TV Rural. Não, não o do Sousa Veloso. Esse já se despediu de nós há tempos, bem antes de sermos apresentados à banda de David Jacinto, na voz e na guitarra, David Santos, no baixo e na voz, Gonçalo Ferreira, na guitarra e na voz, João Pinheiro, na bateria e na voz, e Vasco Viana, na guitarra e na voz.
Após Balada do Coiote, de 2012, que conseguiu um câmbio feroz e quase imaculado de géneros e de influências tanto lusitanas como não, os TV Rural regressam agora com o seu novo EP, Barba.
Bem nos recordamos do último projeto da banda, precisamente o álbum Balada do Coiote, como furtivo, tímido, selvagem, de contornos obscuros que lembram uma noite na floresta na companhia dos rosnares da matilha, tecidos a um emaranhado de música muito portuguesa marcada pelas mais variadas influências, desde jazz a cadências e melodias que fazem recordar ao longe o folclore dos parentes não muito distantes Diabo na Cruz. Este último álbum tratava-se do segundo álbum da banda portuguesa que já conta com mais de dez anos de existência. É o sucessor do explosivo álbum de estreia, Filomena Grita, que data já de 2007 – um álbum já muito diferente, repleto de cor, energia, exuberância irrequieta que faz com que o pé já abane sem querer. E se muitas faixas do sedutor, calmo e maturo Balada do Coiote parecem quase o antónimo de Filomena, o mais recente EP da banda promete uma junção sublime do ambiente de cada um dos projetos anteriores.

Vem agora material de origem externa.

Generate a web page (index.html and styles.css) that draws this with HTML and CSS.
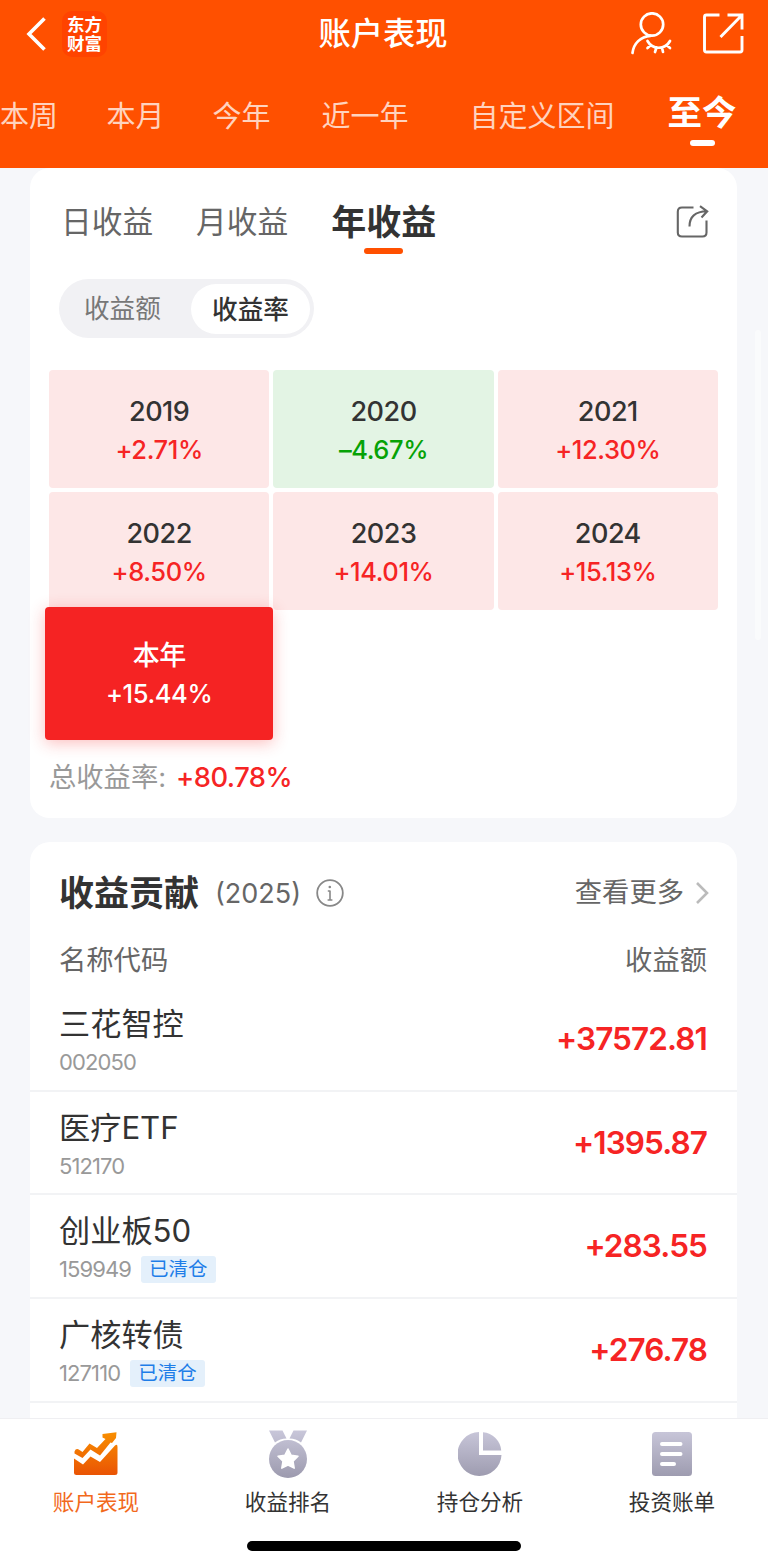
FILE: index.html
```html
<!DOCTYPE html>
<html lang="zh-CN">
<head>
<meta charset="utf-8">
<title>账户表现</title>
<link rel="stylesheet" href="styles.css">
</head>
<body>
<div class="app">
  <header class="header">
    <div class="titlebar">
      <div class="title-left">
        <svg class="back" viewBox="0 0 20 34" width="20" height="34" fill="none" stroke="#fff" stroke-width="3.6"><path d="M18.500 1.500 3 17 18.500 32.500"/></svg>
        <div class="logo"><span>东方</span><span>财富</span></div>
      </div>
      <h1 class="title">账户表现</h1>
      <div class="title-right">
        <svg viewBox="0 0 42 44" width="42" height="44" fill="none" stroke="#fff" stroke-width="2.7" stroke-linecap="round"><circle cx="21" cy="12.500" r="11.200"/><path d="M1.500 41C2.500 31.500 9.500 24.500 19.500 23.800M16.500 29C21.500 38 34 38 39 29M20 33l-3.500 3M25.500 35.500l-1.500 4.500M31 35.500l1 4.500M35.500 33l3.500 3"/></svg>
        <svg viewBox="0 0 42 42" width="42" height="42" fill="none" stroke="#fff" stroke-width="2.900"><path d="M16.500 2H3.500Q1.500 2 1.500 4V37Q1.500 39 3.500 39H37Q39 39 39 37V23M24.500 2H39V16.500M38.500 2.500 17.500 24"/></svg>
      </div>
    </div>
    <nav class="ranges">
      <span>本周</span><span class="r-month">本月</span><span class="r-year">今年</span><span class="r-last">近一年</span><span class="r-custom">自定义区间</span><span class="r-active">至今</span>
    </nav>
  </header>

  <main class="content">
    <section class="card returns">
      <div class="periods">
        <span>日收益</span><span class="p-month">月收益</span><span class="p-active">年收益</span>
        <svg class="share" viewBox="0 0 33 34" width="33" height="34" fill="none" stroke="#666" stroke-width="2.100"><path d="M17.500 2.500H6Q1.800 2.500 1.800 6.700V27.500Q1.800 31.500 6 31.500H26.500Q30.500 31.500 30.500 27.500V15.500M13.500 21.500C13.500 12 18.500 6.500 31 6.300M24 1.200 31.200 6.300 25.500 12.500"/></svg>
      </div>
      <div class="toggle"><span>收益额</span><span class="on">收益率</span></div>
      <div class="years">
        <div class="cell"><b>2019</b><i>+2.71%</i></div>
        <div class="cell down"><b>2020</b><i>–4.67%</i></div>
        <div class="cell"><b>2021</b><i>+12.30%</i></div>
        <div class="cell"><b>2022</b><i>+8.50%</i></div>
        <div class="cell"><b>2023</b><i>+14.01%</i></div>
        <div class="cell"><b>2024</b><i>+15.13%</i></div>
        <div class="cell current"><b>本年</b><i>+15.44%</i></div>
      </div>
      <p class="total">总收益率:<strong>+80.78%</strong></p>
    </section>

    <section class="card contrib">
      <div class="c-head">
        <h2>收益贡献</h2><span class="c-year">(2025)</span>
        <svg class="info" viewBox="0 0 28 28" width="28" height="28"><circle cx="14" cy="14" r="12.800" fill="none" stroke="#888" stroke-width="1.800"/><path d="M14 11.500v9.500M11.800 12h2.200M11.600 21h4.800" fill="none" stroke="#888" stroke-width="1.600"/><circle cx="13.800" cy="8" r="1.300" fill="#888"/></svg>
        <span class="more">查看更多</span>
        <svg class="chev" viewBox="0 0 14 24" width="14" height="24" fill="none" stroke="#bbb" stroke-width="2.600"><path d="M2 2 12 12 2 22"/></svg>
      </div>
      <div class="c-cols"><span>名称代码</span><span>收益额</span></div>
      <div class="row"><div><div class="name">三花智控</div><div class="code">002050</div></div><span class="amt">+37572.81</span></div>
      <div class="row"><div><div class="name">医疗ETF</div><div class="code">512170</div></div><span class="amt">+1395.87</span></div>
      <div class="row"><div><div class="name">创业板50</div><div class="code">159949<em>已清仓</em></div></div><span class="amt">+283.55</span></div>
      <div class="row"><div><div class="name">广核转债</div><div class="code">127110<em>已清仓</em></div></div><span class="amt">+276.78</span></div>
    </section>
    <div class="scrollbar"></div>
  </main>

  <footer class="tabbar">
    <svg width="0" height="0" class="defs"><defs>
      <linearGradient id="og" x1="0" y1="0" x2="0" y2="44" gradientUnits="userSpaceOnUse"><stop offset="0" stop-color="#f99200"/><stop offset="1" stop-color="#ea5504"/></linearGradient>
      <linearGradient id="gg" x1="0" y1="0" x2="0" y2="48" gradientUnits="userSpaceOnUse"><stop offset="0" stop-color="#c9c7da"/><stop offset="1" stop-color="#9c9aae"/></linearGradient>
    </defs></svg>
    <div class="tabs">
      <div class="tab active">
        <svg viewBox="0 0 44 48" width="44" height="48"><g fill="url(#og)"><path d="M0 28.500 9 34.500 16.500 26.500 26 32 41 15.500Q43.500 13.500 43.500 17V42.500Q43.500 45 41 45H2.500Q0 45 0 42.500Z"/><path d="M.5 21.500Q2 17.500 5.500 20L8.500 22 15.500 13.500 23 18 31.500 9 28.500 7.500 28.500 4 42.500 2.200 42 8 38 13 36.500 12.500 26 25.500 16.500 19.500 8.500 28 .5 23.500Z"/></g></svg>
        <span>账户表现</span>
      </div>
      <div class="tab">
        <svg viewBox="0 0 40 48" width="40" height="48"><path fill="url(#gg)" d="M1 .5H14.500L18.500 8.500Q12 8.500 7 12.500ZM39 .5H25.500L21.500 8.500Q28 8.500 33 12.500Z"/><circle cx="20" cy="29" r="19" fill="url(#gg)"/><path fill="#fff" stroke="#fff" stroke-width="1.500" stroke-linejoin="round" d="m20 19 3.200 6.300 6.800 1-5 4.900 1.200 7L20 35l-6.200 3.200 1.200-7-5-4.900 6.800-1Z"/></svg>
        <span>收益排名</span>
      </div>
      <div class="tab">
        <svg viewBox="0 0 44 48" width="44" height="48"><g fill="url(#gg)"><path d="M21 2A22 22 0 1 0 43.500 25H21Z"/><path d="M25 2.200A20 20 0 0 1 43.200 20.500H25Z"/></g></svg>
        <span>持仓分析</span>
      </div>
      <div class="tab">
        <svg viewBox="0 0 40 48" width="40" height="48"><rect y="2" width="40" height="44" rx="3.500" fill="url(#gg)"/><path d="M10 14h18.500M10 24h18.500M10 34h12" stroke="#fff" stroke-width="4" stroke-linecap="round"/></svg>
        <span>投资账单</span>
      </div>
    </div>
    <div class="home"></div>
  </footer>
</div>
</body>
</html>
```

FILE: styles.css
```css
* { box-sizing: border-box; }
body { margin: 0; font-family: Inter, "Noto Sans CJK SC", sans-serif; color: #333; background: #f6f7fa; }
h1, h2, p { margin: 0; }
i, em { font-style: normal; }
svg { display: block; flex: none; }
span { white-space: nowrap; }
.app { width: 768px; height: 1567px; display: flex; flex-direction: column; overflow: hidden; }

.header { flex: none; height: 168px; background: #ff5000; color: #fff; overflow: hidden; }
.titlebar { height: 68px; display: grid; grid-template-columns: 1fr auto 1fr; align-items: center; padding: 0 23px 0 26px; }
.title-left { display: flex; align-items: center; gap: 16px; }
.logo { width: 45px; height: 46px; border-radius: 10px; background: #ff4300; display: flex; flex-direction: column; align-items: center; justify-content: center; font-size: 17.500px; line-height: 19px; font-weight: 700; }
.title { font-size: 32.300px; line-height: 40px; font-weight: 500; margin-left: -5px; }
.title-right { display: flex; justify-content: flex-end; align-items: center; gap: 30px; }
.ranges { display: flex; height: 96px; align-items: center; font-size: 29px; line-height: 40px; font-weight: 400; color: rgba(255,255,255,.75); padding-top: 2px; }
.ranges .r-month { margin-left: 48.500px; }
.ranges .r-year { margin-left: 48px; }
.ranges .r-last { margin-left: 51px; }
.ranges .r-custom { margin-left: 61px; }
.ranges .r-active { margin-left: 53px; font-size: 34.500px; font-weight: 700; color: #fff; display: flex; flex-direction: column; align-items: center; padding-top: 5px; }
.r-active::after { content: ""; width: 25px; height: 6px; border-radius: 3px; background: #fff; margin-top: 7px; }

.content { flex: 1; min-height: 0; overflow: hidden; position: relative; padding: 0 31px 0 30px; display: flex; flex-direction: column; gap: 24px; }
.card { background: #fff; border-radius: 20px; flex: none; }
.returns { height: 650px; padding: 0 19px; }
.periods { height: 111px; padding: 0 10px 4px 12px; display: flex; align-items: center; font-size: 30.700px; line-height: 40px; color: #666; font-weight: 400; }
.periods .p-month { margin-left: 43px; }
.periods .p-active { margin-left: 43px; font-size: 35px; font-weight: 700; color: #333; display: flex; flex-direction: column; align-items: center; padding-top: 12px; }
.p-active::after { content: ""; width: 39px; height: 6px; border-radius: 3px; background: #ff5000; margin-top: 6px; }
.share { margin-left: auto; }
.periods .share { margin-right: -1px; }
.toggle { margin-left: 10px; width: 255px; height: 59px; border-radius: 30px; background: #f1f1f4; display: flex; align-items: center; padding: 0 4px 0 25px; justify-content: space-between; font-size: 25.600px; line-height: 52px; font-weight: 400; color: #777; }
.toggle .on { width: 119px; height: 50px; border-radius: 25px; background: #fff; text-align: center; font-weight: 500; color: #333; }
.years { margin-top: 32px; display: grid; grid-template-columns: repeat(3, 1fr); grid-auto-rows: 118px; gap: 4px; }
.cell { border-radius: 4px; background: #fde7e7; color: #f62424; display: flex; flex-direction: column; align-items: center; padding-top: 23px; }
.cell b { font-size: 27px; line-height: 38px; font-weight: 500; color: #333; letter-spacing: -.5px; }
.cell i { font-size: 25.500px; line-height: 37px; font-weight: 500; letter-spacing: -.4px; }
.cell.down { background: #e3f4e4; color: #06a206; }
.cell.current { margin: -7px -4px -8px; padding-top: 30px; background: #f52323; color: #fff; box-shadow: 0 3px 16px rgba(245,35,35,.3); }
.cell.current b { color: #fff; }
.total { margin-top: 26px; font-size: 27.300px; line-height: 40px; font-weight: 400; color: #999; display: flex; }
.total strong { color: #f62424; font-weight: 500; margin-left: 10px; letter-spacing: -.5px; }

.contrib { height: 640px; }
.c-head { height: 102px; padding: 0 28px 0 29px; display: flex; align-items: center; }
.c-head h2 { font-size: 35px; line-height: 40px; font-weight: 700; }
.c-year { font-size: 27px; font-weight: 400; color: #666; margin-left: 16px; }
.info { margin-left: 15px; }
.more { margin-left: auto; font-size: 27.300px; line-height: 38px; color: #666; font-weight: 400; }
.chev { margin-left: 11px; }
.c-cols { height: 44px; padding: 1px 30px 0 29px; display: flex; justify-content: space-between; align-items: flex-start; font-size: 27.300px; line-height: 32px; color: #666; font-weight: 400; }
.row { height: 103.700px; border-bottom: 2px solid #f2f3f5; padding: 15px 30px 0 29px; display: flex; justify-content: space-between; }
.name { font-size: 31.200px; line-height: 43px; }
.code { font-size: 22px; line-height: 33px; font-weight: 400; color: #999; display: flex; align-items: center; letter-spacing: -.9px; }
.code em { margin-left: 10px; height: 27px; padding: 0 8px; border-radius: 3px; background: #e4f0fb; color: #1e7de8; font-size: 19.500px; line-height: 27px; letter-spacing: 0; }
.amt { font-size: 31.500px; line-height: 72px; font-weight: 600; color: #f62424; letter-spacing: -.9px; }
.scrollbar { position: absolute; right: 7px; top: 162px; width: 6px; height: 310px; border-radius: 3px; background: #fafbfc; }

.tabbar { flex: none; height: 149px; background: #fff; border-top: 1px solid #efeff2; display: flex; flex-direction: column; align-items: center; }
.defs { position: absolute; }
.tabs { width: 768px; display: grid; grid-template-columns: repeat(4, 1fr); padding-top: 11px; }
.tab { display: flex; flex-direction: column; align-items: center; font-size: 21.600px; line-height: 30px; gap: 9px; padding-bottom: 24px; }
.tab.active { color: #f2691c; }
.home { width: 274px; height: 10px; border-radius: 5px; background: #000; }
```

Mesmo sendo o herdeiro legítimo de tudo o que advém de bom dos projetos anteriores, Barba distingue-se orgulhosamente dos seus antecessores. É um conjunto de seis músicas sólidas por si mesmas, que servem de fio para tecer um conto difuso e intimista que acaba demasiado rápido para qualquer um.
A primeira faixa, “Intro”, apanha o ouvinte de surpresa com uma melodia tão doce quanto sinistra na sua simplicidade, emaranhada num fantasmagórico coro que nos parece avisar do que se segue.
“Em Menos de Meia Hora” é algo digno de banda sonora de western poeirento alentejano e solarengo, com uma cadência sedutora, cuidada, e desde já prova da evolução da produção deste EP em relação aos projetos anteriores da banda. Segue-se o que é, sem dúvida alguma, a cara, corpo, barba, mãos e coração do EP, a melhor das seis, “Admite Que Estás de Volta”, cuja proximidade da perfeição à qual se encontra a produção afinada, a letra fantástica e triunfante, e a melodia, por vezes doce, por vezes deliciosamente melancólica, constrange a sua descrição exata; no entanto, digamos apenas que, quando David Jacinto afirma, com a segurança de quem não tem de esforçar a voz, “eu cá tomo conta disto”, podemos acreditar. É sem dúvida a música que, se conseguíssemos ver além da metafísica, levaríamos connosco para casa.
“Eles Deram as Mãos” passa grande parte do seu tempo como que um sussurro suave e tímido que acaba por agregar força suficiente para medrar um coro robusto e forte, que se parece entranhar no cenário de uma revolução daquelas que enche o Terreiro do Paço de gente que grita como se tivesse gente dentro de si também. Segue-se “Olha Que Bem”, que se rasteja pesarosamente ao longo de uma cadência forte, furiosa, pesada, com uma letra venenosa, irónica e fruto da habilidade de escrita cada vez mais aguçada dos membros da banda (culminando num entoar em coro inevitável e insistente de “vai-te foder, vai-te foder”, que parece explicitar suficientemente bem todo o cenário da composição). E sem sequer nos apercebermos, chegou a hora da despedida, com “Saio Daqui A Olhar Em Frente”.
Numa altura na qual o cenário da música portuguesa actual parece tão rico em bandas boas como cego, surdo, mudo e inválido no que toca a desenterrá-las e recebê-las com a atenção que merecem, Barba é um grito de S. Domingos de Rana para o mundo, como quem diz: “cheguei”. Simples e assertivo, este EP é sem dúvida o melhor trabalho da banda até agora. Sem grandes complicações – os TV Rural são portugueses, são cinco, estão agora mais prontos do que nunca para vos receber. A barba despontou de vez. E face a estas seis músicas, resta-me dizer; “despeço-me com amizade até ao próximo programa”.